Whatever it was, senior Ian Kennish helped the Crimson crawl back to respectability, his garbage goal with 1:35 left in the first helped ease Harvard into the first intermission tied at 2-2, and when Harvard scored the game's next three goals--two of them coming from the trademark finishes of junior Steve Martins--it was surely all she wrote, warm-up-the-bus time.
Or may be not?

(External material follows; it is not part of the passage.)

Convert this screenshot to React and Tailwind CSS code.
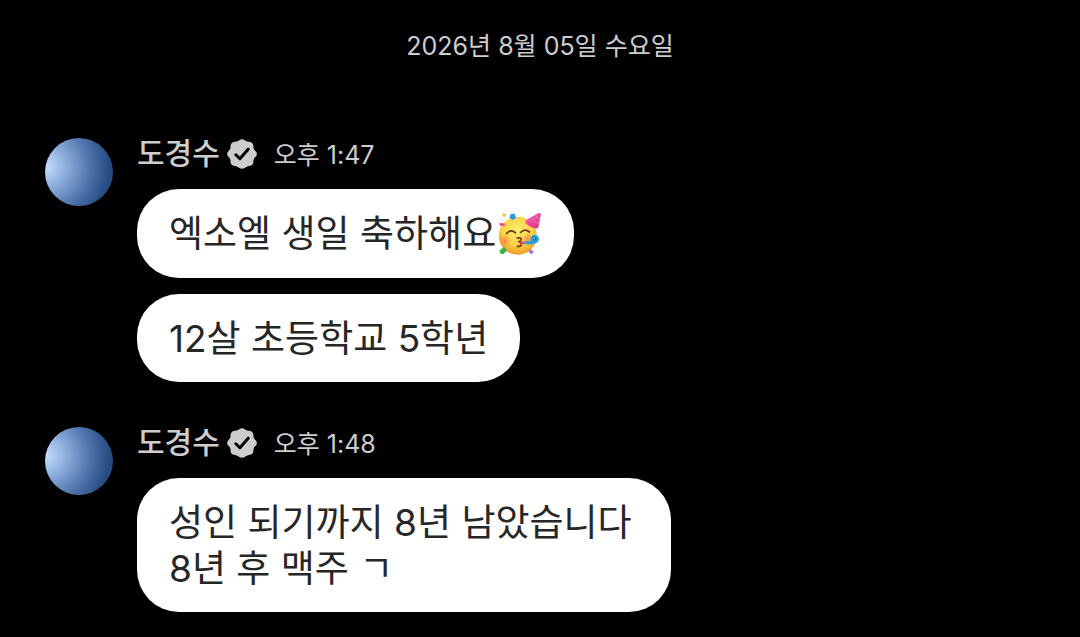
import React from "react";

function Verified() {
  return (
    <svg viewBox="0 0 30 30" className="size-[30px] shrink-0" role="img" aria-label="인증됨">
      <path
        fill="#cdcdcd"
        d="M15 0.2C17.400 0.200 18 1.900 20.300 2.600C22.500 3.300 24.300 2.800 25.700 4.700C27 6.500 25.900 7.900 26.900 10.100C27.900 12.300 29.900 12.700 29.900 15C29.900 17.300 27.900 17.700 26.900 19.900C25.900 22.100 27 23.500 25.700 25.300C24.300 27.200 22.500 26.700 20.300 27.400C18 28.100 17.400 29.800 15 29.800C12.600 29.800 12 28.100 9.700 27.400C7.500 26.700 5.700 27.200 4.300 25.300C3 23.500 4.100 22.100 3.100 19.900C2.100 17.700 0.100 17.300 0.100 15C0.100 12.700 2.100 12.300 3.100 10.100C4.100 7.900 3 6.500 4.300 4.700C5.700 2.800 7.500 3.300 9.700 2.600C12 1.900 12.600 0.200 15 0.200Z"
      />
      <path d="M8.800 15.800L12.900 19.800L21.200 10.200" fill="none" stroke="#000" strokeWidth="3" strokeLinecap="round" strokeLinejoin="round" />
    </svg>
  );
}

function PartyFace() {
  return (
    <svg viewBox="1 3 46 46" className="size-[46px] shrink-0" role="img" aria-label="파티 얼굴">
      <defs>
        <radialGradient id="face" cx="50%" cy="35%" r="65%">
          <stop offset="0" stopColor="#ffec70" />
          <stop offset="0.600" stopColor="#fed245" />
          <stop offset="1" stopColor="#ee9a2b" />
        </radialGradient>
        <radialGradient id="blush">
          <stop offset="0" stopColor="#f9804a" stopOpacity="0.850" />
          <stop offset="1" stopColor="#f9804a" stopOpacity="0" />
        </radialGradient>
        <linearGradient id="hat" x1="0" y1="0" x2="1" y2="1">
          <stop offset="0" stopColor="#ff6fb2" />
          <stop offset="1" stopColor="#d92b87" />
        </linearGradient>
      </defs>
      <circle cx="22.800" cy="27.800" r="19" fill="url(#face)" />
      <circle cx="9.500" cy="33" r="6.500" fill="url(#blush)" />
      <circle cx="33" cy="31" r="6" fill="url(#blush)" />
      <path d="M11.500 25.500Q16 20.500 20.500 24.800M25.500 24.500Q30 20 34.500 24" fill="none" stroke="#6b3a17" strokeWidth="1.700" strokeLinecap="round" />
      <path d="M22.300 30Q27 29.200 26 32.300Q25.500 33.300 23.800 33.600Q27.300 34.500 26.200 37Q25.200 39 22.500 38.300" fill="none" stroke="#873d16" strokeWidth="1.900" strokeLinecap="round" strokeLinejoin="round" />
      <path d="M25.500 33.800L31 33.300V36.200L25.500 35.700Z" fill="#ed4678" />
      <path d="M29.500 33.400L38 32.500L41 35.300L37 36.200L29.500 36.200Z" fill="#35afe3" />
      <path d="M32.500 33.400L33.300 36.200M35.500 33L36.300 36.200" stroke="#1677b7" strokeWidth="0.900" />
      <circle cx="39.800" cy="31" r="4.200" fill="#2ba5e0" />
      <circle cx="39.500" cy="30.700" r="1.900" fill="#1a6fb0" />
      <circle cx="39.200" cy="30.400" r="0.900" fill="#73d4f5" />
      <path d="M44.400 4.800Q46 5.200 45.800 7L43.300 19.600Q42.500 21.200 39.400 20.300Q32.500 18.300 30.100 14.200Q29.600 12.800 31.400 11.700L43 5.200Z" fill="url(#hat)" />
      <path d="M36 9.300Q38.800 14.300 44 15.600M40.200 7Q41.800 9.900 45.100 10.500" fill="none" stroke="#f98bc2" strokeWidth="0.700" />
      <path d="M8.200 5L11.200 6.300L10 9L7.200 7.800Z" fill="#f4c344" />
      <path d="M15.500 6.300L19.500 5.500L21 10L17.500 12L14.500 10Z" fill="#289bdf" />
      <path d="M4.200 14.900L9.800 15.400V18L5 17.700Z" fill="#ef4b7b" />
      <path d="M4.500 42.500L9 38.800L12 42.500L8.200 46.200L5.500 45.700Z" fill="#3eb34b" />
      <path d="M34.700 41.300L38.900 43.500L36.400 46.200L33.700 43.700Z" fill="#a868df" />
    </svg>
  );
}

function Bubble({ wide = false, children }) {
  return (
    <p
      className={`${wide ? "w-[534px]" : "w-fit"} max-w-full rounded-[42px] bg-white px-8 pt-[22px] pb-5 text-[37px] leading-[46px] text-[#262626]`}
    >
      {children}
    </p>
  );
}

function MessageGroup({ name, time, children }) {
  return (
    <article className="flex items-start gap-6">
      <div className="size-[68px] shrink-0 rounded-full bg-[radial-gradient(circle_at_0%_42%,#c8e0ff_0%,#86a7d8_30%,#4e73aa_58%,#274c82_82%,#1f4478_100%)]" />
      <div className="min-w-0">
        <header className="flex h-8 items-center">
          <h2 className="pb-0.5 text-[30px] leading-8 font-medium text-[#cdcdcd]">{name}</h2>
          <span className="ml-[7px] flex">
            <Verified />
          </span>
          <time className="ml-[17px] pt-0.5 text-[25px] leading-8 text-[#cdcdcd]">{time}</time>
        </header>
        <div className="mt-[19px] flex flex-col gap-4">{children}</div>
      </div>
    </article>
  );
}

export default function App() {
  return (
    <main className="min-h-screen bg-black px-[45px] pt-[30px] pb-6 font-['Inter','Noto_Sans_CJK_KR',sans-serif]">
      <p className="text-center text-[25px] leading-8 text-[#cdcdcd]">2026년 8월 05일 수요일</p>
      <section className="mt-[76px] flex flex-col gap-[45px]">
        <MessageGroup name="도경수" time="오후 1:47">
          <Bubble>
            <span className="flex min-h-[47px] items-start">
              엑소엘 생일 축하해요
              <PartyFace />
            </span>
          </Bubble>
          <Bubble>12살 초등학교 5학년</Bubble>
        </MessageGroup>
        <MessageGroup name="도경수" time="오후 1:48">
          <Bubble wide>
            성인 되기까지 8년 남았습니다
            <br />
            8년 후 맥주 ㄱ
          </Bubble>
        </MessageGroup>
      </section>
    </main>
  );
}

Still leading by three with ten minutes to go, somewhere the Harvard subconscious recalled its first meeting with the Big Red this season: leading 5-1 at Lynah Rink, the Crimson barely Heimliched a serious choke situation, hanging on only for a 5-4 win.
And suddenly, two goals in just over four minutes made life a little more uncomfortable.
"We had 'em 5-2, and it should have been over with," Tomassoni said.. "Give them credit for fighting back, but we got too careless moving the puck in our own end."
Aside from a few key players--notably sophomore Tommy Holmes and the fourth line of Kennish, Marco Ferrari and Stuart Swenson--the exhibition of good hockey fundamental rapidly ceased. Harvard was very lucky that it possessed the on paper strength to win this game on sheer talent alone.
Home-ice victims RPI and Brown weren't so lucky. They played badly and couldn't come back, and they'll have to get to Lake Placid the hard way--win two must-win games in a row.
It's a tribute to Harvard's ability that it got this win in spite of itself. But for my stomach's sake, guys, please get the Red out and advance to the ECAC Semis like the cakewalk that these games ought to be.